## Information supplied
** Begin **

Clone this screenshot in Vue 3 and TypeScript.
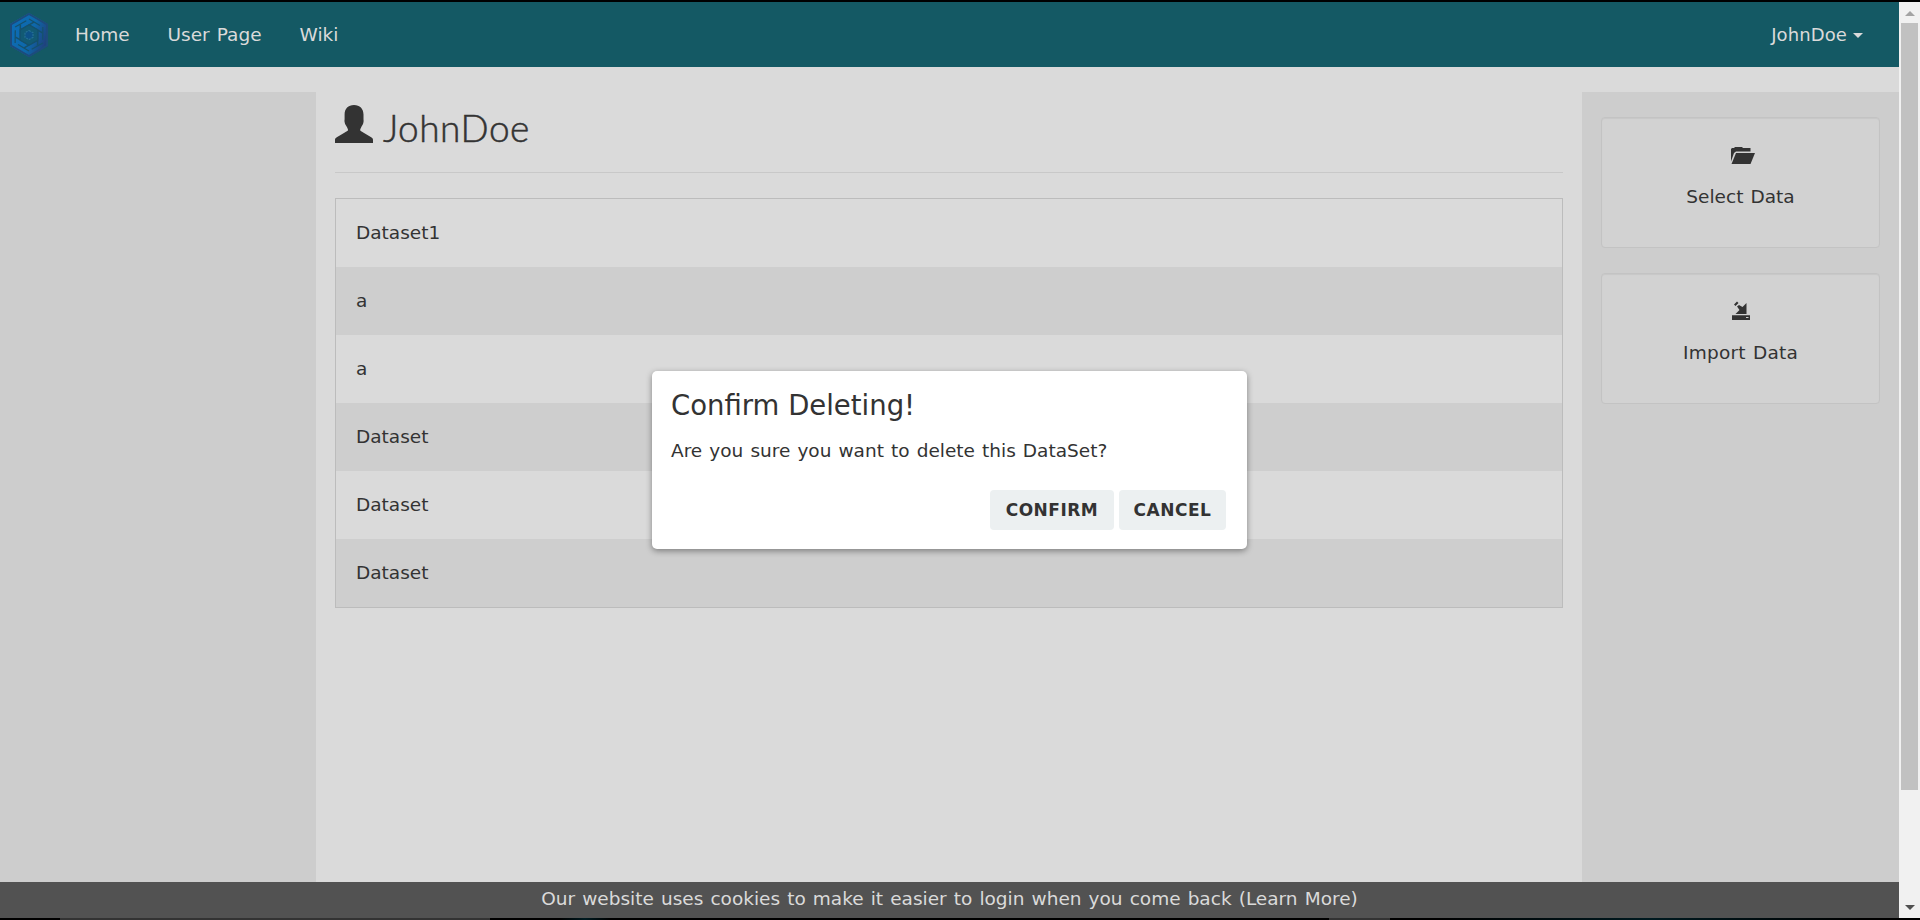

** End **
** Begin **

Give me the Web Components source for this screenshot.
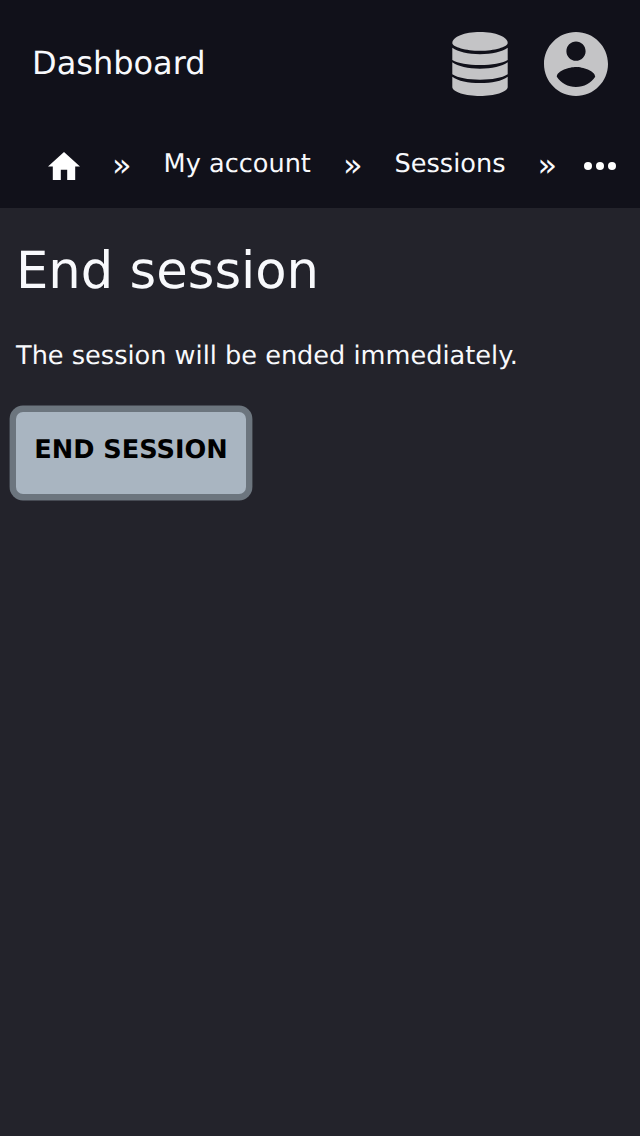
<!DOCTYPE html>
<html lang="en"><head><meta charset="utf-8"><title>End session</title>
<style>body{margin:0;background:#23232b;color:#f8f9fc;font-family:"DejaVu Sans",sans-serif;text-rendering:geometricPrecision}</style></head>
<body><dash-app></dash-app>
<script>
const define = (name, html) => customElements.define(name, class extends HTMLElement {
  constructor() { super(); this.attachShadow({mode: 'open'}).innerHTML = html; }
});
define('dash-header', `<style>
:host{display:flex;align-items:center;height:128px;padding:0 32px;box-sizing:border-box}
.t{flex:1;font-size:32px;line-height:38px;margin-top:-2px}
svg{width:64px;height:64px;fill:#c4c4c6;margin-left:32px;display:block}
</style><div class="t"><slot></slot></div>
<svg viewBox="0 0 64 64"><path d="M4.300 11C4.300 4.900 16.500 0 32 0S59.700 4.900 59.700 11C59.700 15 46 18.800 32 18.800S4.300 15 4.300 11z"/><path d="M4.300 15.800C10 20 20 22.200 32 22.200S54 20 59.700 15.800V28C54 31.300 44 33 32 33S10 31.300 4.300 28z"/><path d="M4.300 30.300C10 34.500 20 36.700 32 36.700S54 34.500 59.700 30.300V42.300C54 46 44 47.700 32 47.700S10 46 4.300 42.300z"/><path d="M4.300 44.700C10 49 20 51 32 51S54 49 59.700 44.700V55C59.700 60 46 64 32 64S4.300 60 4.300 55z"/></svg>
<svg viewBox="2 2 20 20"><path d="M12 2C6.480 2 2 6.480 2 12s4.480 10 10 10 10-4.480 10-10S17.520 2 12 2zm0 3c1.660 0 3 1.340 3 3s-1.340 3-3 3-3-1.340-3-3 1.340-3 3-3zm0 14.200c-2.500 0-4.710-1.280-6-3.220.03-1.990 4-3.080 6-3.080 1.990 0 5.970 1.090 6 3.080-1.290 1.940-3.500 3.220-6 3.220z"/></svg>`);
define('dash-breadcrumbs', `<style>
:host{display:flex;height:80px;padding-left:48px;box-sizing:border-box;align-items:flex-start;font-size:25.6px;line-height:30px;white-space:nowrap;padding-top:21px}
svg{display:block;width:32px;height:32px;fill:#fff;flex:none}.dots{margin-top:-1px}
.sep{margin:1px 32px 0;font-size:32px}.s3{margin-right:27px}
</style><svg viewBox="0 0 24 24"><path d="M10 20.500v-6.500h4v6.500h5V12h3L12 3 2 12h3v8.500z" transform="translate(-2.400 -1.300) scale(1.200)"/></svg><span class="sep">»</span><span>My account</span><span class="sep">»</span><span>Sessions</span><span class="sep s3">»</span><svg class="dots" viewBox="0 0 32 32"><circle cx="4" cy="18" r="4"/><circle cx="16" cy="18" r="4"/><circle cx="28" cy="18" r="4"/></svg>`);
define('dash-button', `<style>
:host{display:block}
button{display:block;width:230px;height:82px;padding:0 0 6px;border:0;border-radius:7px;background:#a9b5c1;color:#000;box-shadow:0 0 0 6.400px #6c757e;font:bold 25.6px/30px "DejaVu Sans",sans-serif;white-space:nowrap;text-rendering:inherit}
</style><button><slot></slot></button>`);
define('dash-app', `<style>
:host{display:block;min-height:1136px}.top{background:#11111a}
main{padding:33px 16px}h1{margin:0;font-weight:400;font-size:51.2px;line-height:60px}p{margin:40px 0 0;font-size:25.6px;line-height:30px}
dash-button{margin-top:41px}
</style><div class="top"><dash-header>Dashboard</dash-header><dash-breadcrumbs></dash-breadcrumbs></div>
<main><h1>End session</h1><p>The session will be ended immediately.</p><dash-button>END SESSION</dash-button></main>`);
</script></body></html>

** End **

## Task objective
Write out every line from the entries where "this" appears.

## Finished exercise
Clone this screenshot in Vue 3 and TypeScript.
Give me the Web Components source for this screenshot.
  constructor() { super(); this.attachShadow({mode: 'open'}).innerHTML = html; }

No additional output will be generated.